The six-foot four-inch Dane was a Scandinavian skyscraper of solid meat, muscle and bone, topped off with a mousy mullet.
From my perch halfway up the massive Holte End terrace, I was launched forward by the surge of people. Skydivers have dropped slower. Careening down the steps, I ended up somewhere near the advertising hoardings at the front. Cushioned by a mass of cheering, rasping lunatics in front of me, almost crushed by those behind.
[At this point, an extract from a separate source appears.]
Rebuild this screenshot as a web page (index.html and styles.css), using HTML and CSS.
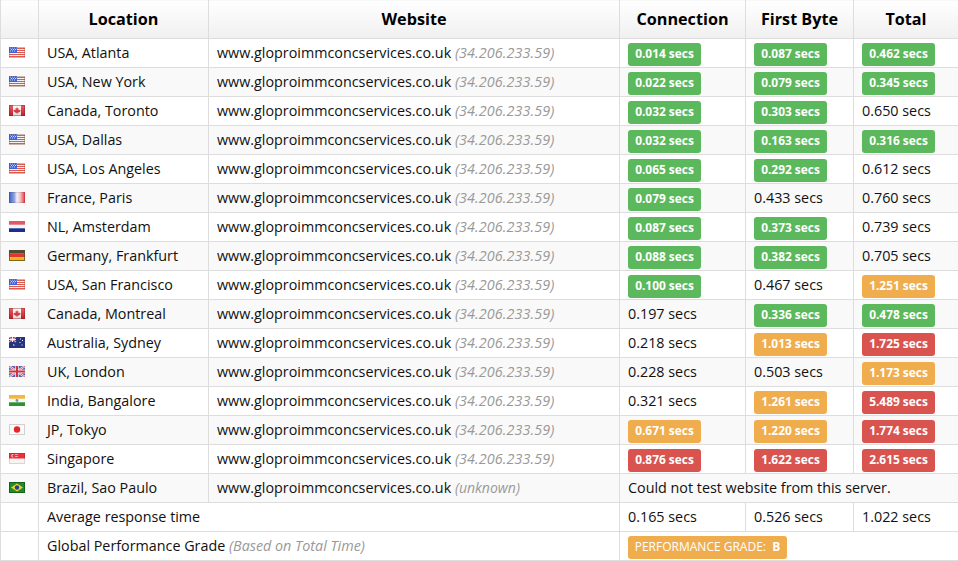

The crowd composed itself momentarily. Gained a foothold so it could bounce up and down all over again. A man grabbed me, a stranger. Grizzled and hairy and hollering. I was now in the clutches of a thick-pawed, frizzy-haired Villain, as excited as a fairground gypsy who’d found a sovereign ring down the back of a waltzer. In the heat of the moment, I hugged him back. And by the second surge we both went spiralling back down the terrace into a heap.
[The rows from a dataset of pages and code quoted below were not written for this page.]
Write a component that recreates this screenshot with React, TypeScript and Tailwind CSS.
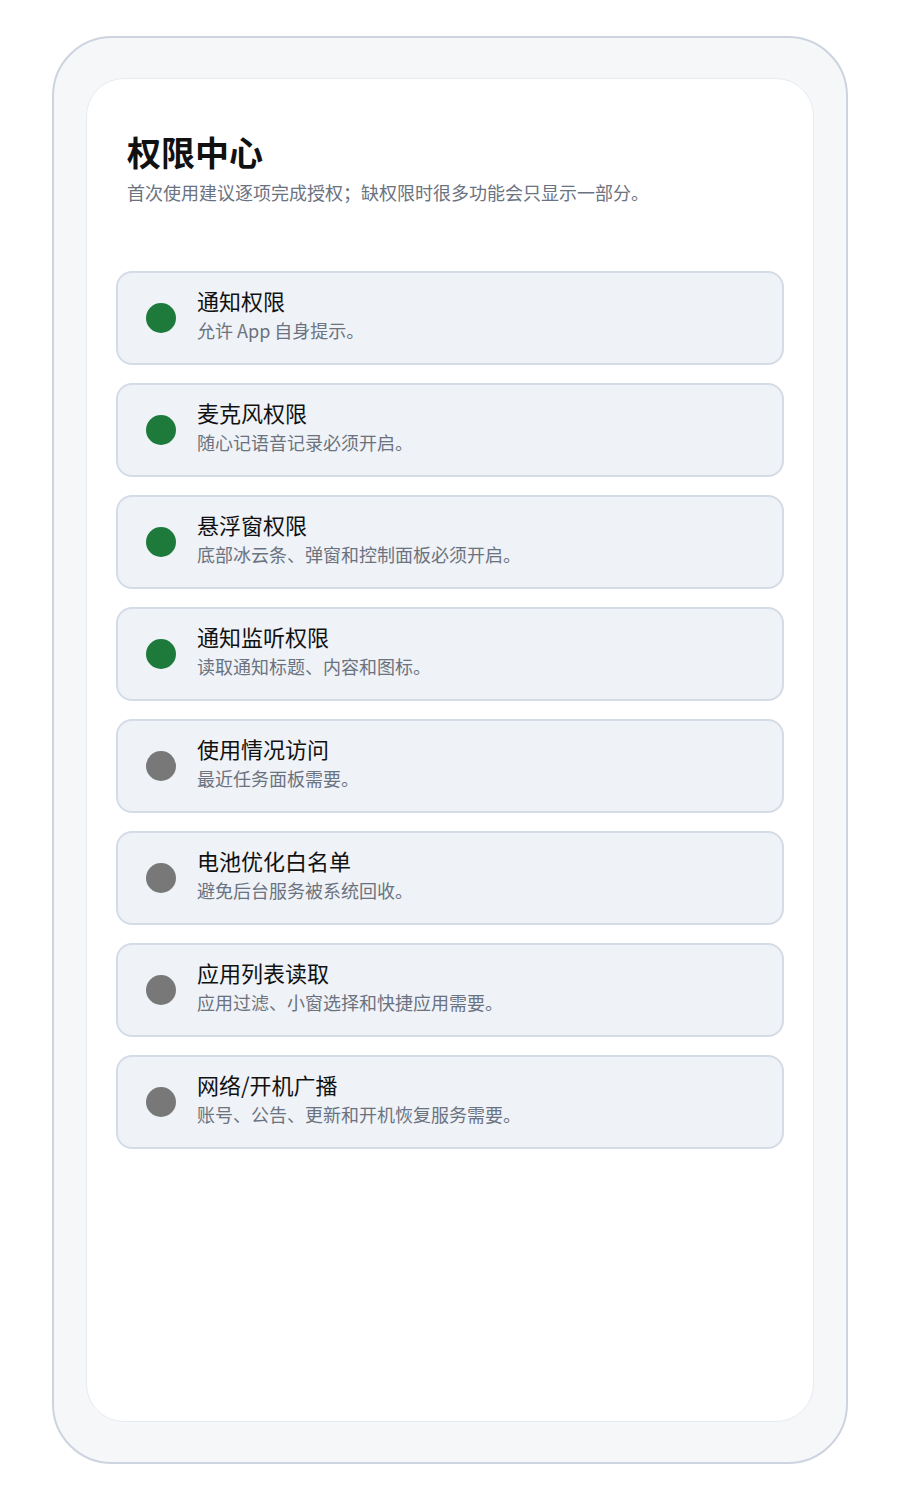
const permissions = [
  { title: "通知权限", desc: "允许 App 自身提示。", granted: true },
  { title: "麦克风权限", desc: "随心记语音记录必须开启。", granted: true },
  { title: "悬浮窗权限", desc: "底部冰云条、弹窗和控制面板必须开启。", granted: true },
  { title: "通知监听权限", desc: "读取通知标题、内容和图标。", granted: true },
  { title: "使用情况访问", desc: "最近任务面板需要。", granted: false },
  { title: "电池优化白名单", desc: "避免后台服务被系统回收。", granted: false },
  { title: "应用列表读取", desc: "应用过滤、小窗选择和快捷应用需要。", granted: false },
  { title: "网络/开机广播", desc: "账号、公告、更新和开机恢复服务需要。", granted: false },
];

export default function App() {
  return (
    <div
      className="min-h-[1500px] bg-white px-[52px] pt-[36px]"
      style={{ fontFamily: '"Noto Sans CJK SC", "Noto Sans", sans-serif' }}
    >
      {/* Device frame */}
      <div className="h-[1428px] rounded-[60px] border-2 border-[#cdd4df] bg-[#f6f7f9] px-[32px] pt-[40px] pb-[40px]">
        <div className="h-full rounded-[38px] border border-[#e7ebf1] bg-white px-[29px] pt-[53px]">
          {/* Header */}
          <div className="px-[11px]">
            <h1 className="text-[34px] font-bold leading-[40px] text-[#111111]">权限中心</h1>
            <p className="mt-2 text-[18px] leading-[24px] text-[#6b7280]">
              首次使用建议逐项完成授权；缺权限时很多功能会只显示一部分。
            </p>
          </div>

          {/* Permission list */}
          <div className="mt-[67px] flex flex-col gap-[18px]">
            {permissions.map((p) => (
              <div
                key={p.title}
                className="flex h-[94px] items-center gap-[21px] rounded-2xl border-2 border-[#d5dce6] bg-[#eff2f7] pl-[28px]"
              >
                <span
                  className={
                    "h-[30px] w-[30px] shrink-0 rounded-full " +
                    (p.granted ? "bg-[#1e7a3a]" : "bg-[#787878]")
                  }
                />
                <div className="-mt-[6px]">
                  <div className="text-[22px] leading-[30px] text-[#111111]">{p.title}</div>
                  <div className="text-[18px] leading-[30px] text-[#6b7280]">{p.desc}</div>
                </div>
              </div>
            ))}
          </div>
        </div>
      </div>
    </div>
  );
}
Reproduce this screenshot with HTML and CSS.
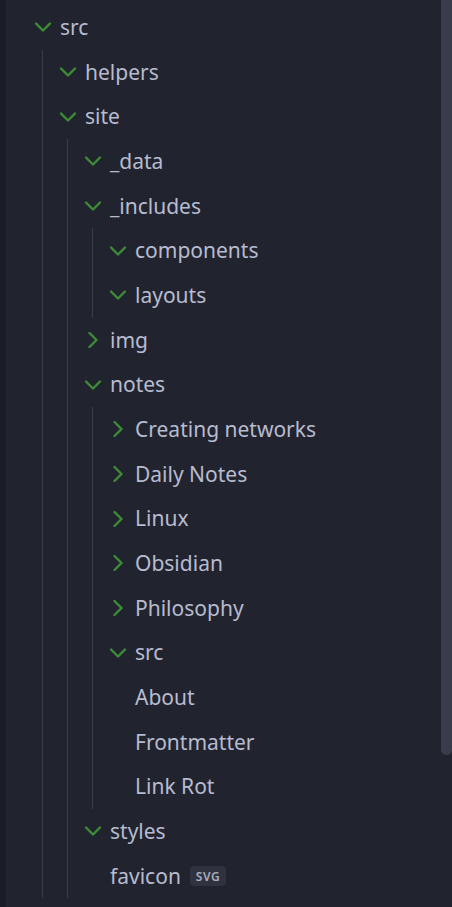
FILE: index.html
```html
<!DOCTYPE html>
<html>
<head>
<meta charset="utf-8">
<link rel="stylesheet" href="styles.css">
</head>
<body>
<div class="pane">
  <div class="tree">
    <div class="row"><span class="chev"><svg viewBox="0 0 16 16"><path d="M1 4.5 L8 11.5 L15 4.5"/></svg></span><span class="name">src</span></div>
    <div class="kids">
      <div class="row"><span class="chev"><svg viewBox="0 0 16 16"><path d="M1 4.5 L8 11.5 L15 4.5"/></svg></span><span class="name">helpers</span></div>
      <div class="row"><span class="chev"><svg viewBox="0 0 16 16"><path d="M1 4.5 L8 11.5 L15 4.5"/></svg></span><span class="name">site</span></div>
      <div class="kids">
        <div class="row"><span class="chev"><svg viewBox="0 0 16 16"><path d="M1 4.5 L8 11.5 L15 4.5"/></svg></span><span class="name">_data</span></div>
        <div class="row"><span class="chev"><svg viewBox="0 0 16 16"><path d="M1 4.5 L8 11.5 L15 4.5"/></svg></span><span class="name">_includes</span></div>
        <div class="kids">
          <div class="row"><span class="chev"><svg viewBox="0 0 16 16"><path d="M1 4.5 L8 11.5 L15 4.5"/></svg></span><span class="name">components</span></div>
          <div class="row"><span class="chev"><svg viewBox="0 0 16 16"><path d="M1 4.5 L8 11.5 L15 4.5"/></svg></span><span class="name">layouts</span></div>
        </div>
        <div class="row"><span class="chev"><svg viewBox="0 0 16 16"><path d="M4.5 1 L11.5 8 L4.5 15"/></svg></span><span class="name">img</span></div>
        <div class="row"><span class="chev"><svg viewBox="0 0 16 16"><path d="M1 4.5 L8 11.5 L15 4.5"/></svg></span><span class="name">notes</span></div>
        <div class="kids">
          <div class="row"><span class="chev"><svg viewBox="0 0 16 16"><path d="M4.5 1 L11.5 8 L4.5 15"/></svg></span><span class="name">Creating networks</span></div>
          <div class="row"><span class="chev"><svg viewBox="0 0 16 16"><path d="M4.5 1 L11.5 8 L4.5 15"/></svg></span><span class="name">Daily Notes</span></div>
          <div class="row"><span class="chev"><svg viewBox="0 0 16 16"><path d="M4.5 1 L11.5 8 L4.5 15"/></svg></span><span class="name">Linux</span></div>
          <div class="row"><span class="chev"><svg viewBox="0 0 16 16"><path d="M4.5 1 L11.5 8 L4.5 15"/></svg></span><span class="name">Obsidian</span></div>
          <div class="row"><span class="chev"><svg viewBox="0 0 16 16"><path d="M4.5 1 L11.5 8 L4.5 15"/></svg></span><span class="name">Philosophy</span></div>
          <div class="row"><span class="chev"><svg viewBox="0 0 16 16"><path d="M1 4.5 L8 11.5 L15 4.5"/></svg></span><span class="name">src</span></div>
          <div class="row"><span class="chev empty"></span><span class="name">About</span></div>
          <div class="row"><span class="chev empty"></span><span class="name">Frontmatter</span></div>
          <div class="row"><span class="chev empty"></span><span class="name">Link Rot</span></div>
        </div>
        <div class="row"><span class="chev"><svg viewBox="0 0 16 16"><path d="M1 4.5 L8 11.5 L15 4.5"/></svg></span><span class="name">styles</span></div>
        <div class="row"><span class="chev empty"></span><span class="name">favicon</span><span class="badge">SVG</span></div>
      </div>
    </div>
  </div>
  <div class="scrollbar"></div>
</div>
</body>
</html>
```
FILE: styles.css
```css
html, body {
  margin: 0;
  padding: 0;
  background: #21242f;
}
body {
  width: 452px;
  height: 907px;
  overflow: hidden;
  font-family: "Noto Sans", "Open Sans", sans-serif;
}
.pane {
  position: relative;
  height: 907px;
  border-left: 6px solid #1a1d26;
  box-sizing: border-box;
}
.tree {
  padding-top: 5px;
  padding-left: 12px;
}
.row {
  height: 44.68px;
  display: flex;
  align-items: center;
  padding-left: 17px;
  color: #b7bbcf;
  font-size: 21px;
  white-space: nowrap;
}
.chev {
  width: 16px;
  height: 16px;
  margin-right: 9px;
  flex: none;
  display: flex;
}
.chev svg {
  width: 16px;
  height: 16px;
  fill: none;
  stroke: #3d8c35;
  stroke-width: 2.4;
  stroke-linecap: round;
  stroke-linejoin: round;
}
.name {
  line-height: 1;
}
.kids {
  margin-left: 24px;
  border-left: 1px solid #3a3d4b;
}
.badge {
  margin-left: 9px;
  background: #30333f;
  color: #a9aebf;
  font-size: 12px;
  font-weight: 600;
  letter-spacing: 0.5px;
  height: 20px;
  padding: 0 6px;
  border-radius: 4px;
  display: flex;
  align-items: center;
}
.scrollbar {
  position: absolute;
  right: 0;
  top: 0;
  width: 11px;
  height: 755px;
  background: #393c4a;
  border-radius: 0 0 5px 5px;
}
```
I felt something wet and disgusting on my cheek. I had been kissed by the man, but in the wild furore he’d smashed his nose into my face. He drew his head back, and with it a trail of stringy mucus and thick, black blood. He was still smiling. It was a moment that encapsulated everything that was wrong and right with football pre-Sky. But what a goal.
Nielsen peeled away, thumping the air with his fist. He shrugged off the congratulations of his teammates before dispatching a huge mouthful of flob and taking his place back in defence. No kissing, no pulling his shirt over his head. If he’d attempted any acrobatics he’d have brought down a floodlight. No, just a stoic acknowledgement of getting the job done and then back to business.
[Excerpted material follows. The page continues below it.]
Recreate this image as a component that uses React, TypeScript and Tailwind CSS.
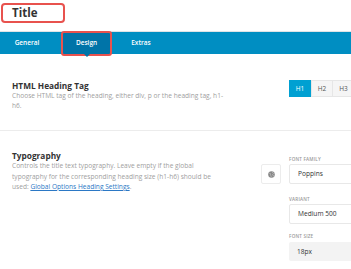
import React from "react";

export default function App() {
  const font = { fontFamily: '"Open Sans", "Noto Sans", sans-serif' };
  return (
    <div className="w-[351px] h-[269px] overflow-hidden bg-white relative" style={font}>
      {/* Header */}
      <div className="h-[31px] pt-[3px] pl-[1px]">
        <div className="w-[64px] h-[20px] border-2 border-[#e8524e] rounded-[4px] flex items-center pl-[9px]">
          <span className="text-[11.5px] font-bold text-[#333] leading-none">Title</span>
        </div>
      </div>
      {/* Tabs */}
      <div className="h-[23px] border-t border-[#dfe3e6] bg-[#008ec2] flex text-white text-[6.5px] font-semibold">
        <div className="w-[54px] flex items-center justify-center">General</div>
        <div className="w-[8px]" />
        <div className="w-[49px] bg-[#0074a8] flex items-center justify-center relative">
          Design
          <div className="absolute left-[-1px] right-[-1px] top-[-1px] bottom-[-2px] border-2 border-[#e8524e] rounded-[3px]" />
          <div className="absolute left-1/2 -translate-x-1/2 bottom-[-3px] w-0 h-0 border-l-[3px] border-r-[3px] border-t-[3px] border-l-transparent border-r-transparent border-t-[#0074a8]" />
        </div>
        <div className="w-[60px] flex items-center justify-center">Extras</div>
      </div>
      {/* Section 1 */}
      <div className="h-[77px] border-b border-[#ececec] flex pl-[12px]">
        <div className="w-[220px] shrink-0 pt-[26px]">
          <div className="text-[8.3px] font-bold text-[#333] leading-[11px]">HTML Heading Tag</div>
          <div className="text-[6.6px] text-[#a0a0a0] leading-[9.5px] mt-[0px]">
            Choose HTML tag of the heading, either div, p or the heading tag, h1-h6.
          </div>
        </div>
        <div className="shrink-0 pt-[26px] pl-[57px]">
          <div className="flex h-[17px] text-[6.5px]">
            <div className="w-[22px] bg-[#00a0d2] text-white flex items-center justify-center">H1</div>
            <div className="w-[22px] bg-[#f5f5f5] text-[#555] border border-[#e6e6e6] flex items-center justify-center">H2</div>
            <div className="w-[22px] bg-[#f5f5f5] text-[#555] border border-l-0 border-[#e6e6e6] flex items-center justify-center">H3</div>
          </div>
        </div>
      </div>
      {/* Section 2 */}
      <div className="flex pl-[12px]">
        <div className="w-[212px] shrink-0 pt-[19px]">
          <div className="text-[8.3px] font-bold text-[#333] leading-[11px]">Typography</div>
          <div className="text-[6.6px] text-[#a0a0a0] leading-[10.5px]">
            Controls the title text typography. Leave empty if the global typography for the corresponding heading size (h1-h6) should be used:{" "}
            <span className="text-[#2b78c5] underline">Global Options Heading Settings</span>.
          </div>
        </div>
        <div className="shrink-0 pl-[37px] pt-[33px]">
          <div className="w-[20px] h-[20px] border border-[#ececec] rounded-[2px] flex items-center justify-center">
            <svg width="7" height="7" viewBox="0 0 16 16">
              <circle cx="8" cy="8" r="7.5" fill="#888" />
              <path d="M3 5c2 0 3 1 3 2s-1 2 0 3 2 1 1 4M10 2c0 2 1 2 2 3s2 1 3 1M9 9c1-1 3-1 3 1s1 2 2 2" stroke="#ccc" strokeWidth="1.5" fill="none" />
            </svg>
          </div>
        </div>
        <div className="shrink-0 pl-[8px] pt-[25px]">
          <div className="text-[4.6px] font-semibold tracking-[0.2px] text-[#999] leading-[6px] uppercase">Font Family</div>
          <div className="mt-[2px] w-[100px] h-[20px] border border-[#e8e8e8] rounded-[2px] flex items-center pl-[8px] text-[6.6px] text-[#333]">Poppins</div>
          <div className="mt-[12px] text-[4.6px] font-semibold tracking-[0.2px] text-[#999] leading-[6px] uppercase">Variant</div>
          <div className="mt-[2px] w-[100px] h-[20px] border border-[#e8e8e8] rounded-[2px] flex items-center pl-[8px] text-[6.6px] text-[#333]">Medium 500</div>
          <div className="mt-[9px] text-[4.6px] font-semibold tracking-[0.2px] text-[#999] leading-[6px] uppercase">Font Size</div>
          <div className="mt-[3px] w-[100px] h-[19px] bg-[#f3f3f3] rounded-[2px] flex items-center pl-[8px] text-[6.6px] text-[#333]">18px</div>
        </div>
      </div>
    </div>
  );
}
Villa’s second goal came at the other end. The neatest lobbed pass over the defence you’ve ever seen from Cowans, right into the path of Platt who rarely missed from there. Villa won it two-nil, but the celebrations couldn’t match the intensity of Nielsen’s earth-shaker.
No kissing, no pulling his shirt over his head... just a stoic acknowledgement of getting the job done and then back to business.
We lost the second leg three-nil at the San Siro. We were out of the cup; Inter went on to win it. Revenge came four years later, when Villa knocked Inter out on penalties at Villa Park. By that time Nielsen had moved on, back to Denmark and AGF Aarhus. He won the 1992 European Championships with Denmark, featuring in the final against Germany, where he flung himself into an overhead kick to clear a Karl-Heinz Riedle shot off the line.
Nielsen’s replacement was Shaun Teale, a Villa hero in his own right. We saw a few more big, iconic Scandinavian defenders in Olof Mellberg and the outstanding Martin Laursen. But none of them ever matched that moment for sheer exuberance. Perhaps it was the times? Terraces full of atmosphere, wit and fag smoke. An exciting knock-out cup comp without any tiresome league stages. Players that drove Rovers and retired to run pubs. A matchday that cost less than a weekly rent cheque. A time when a Danish man-tower could let fly with an almighty hammer and smite the best that Europe could offer.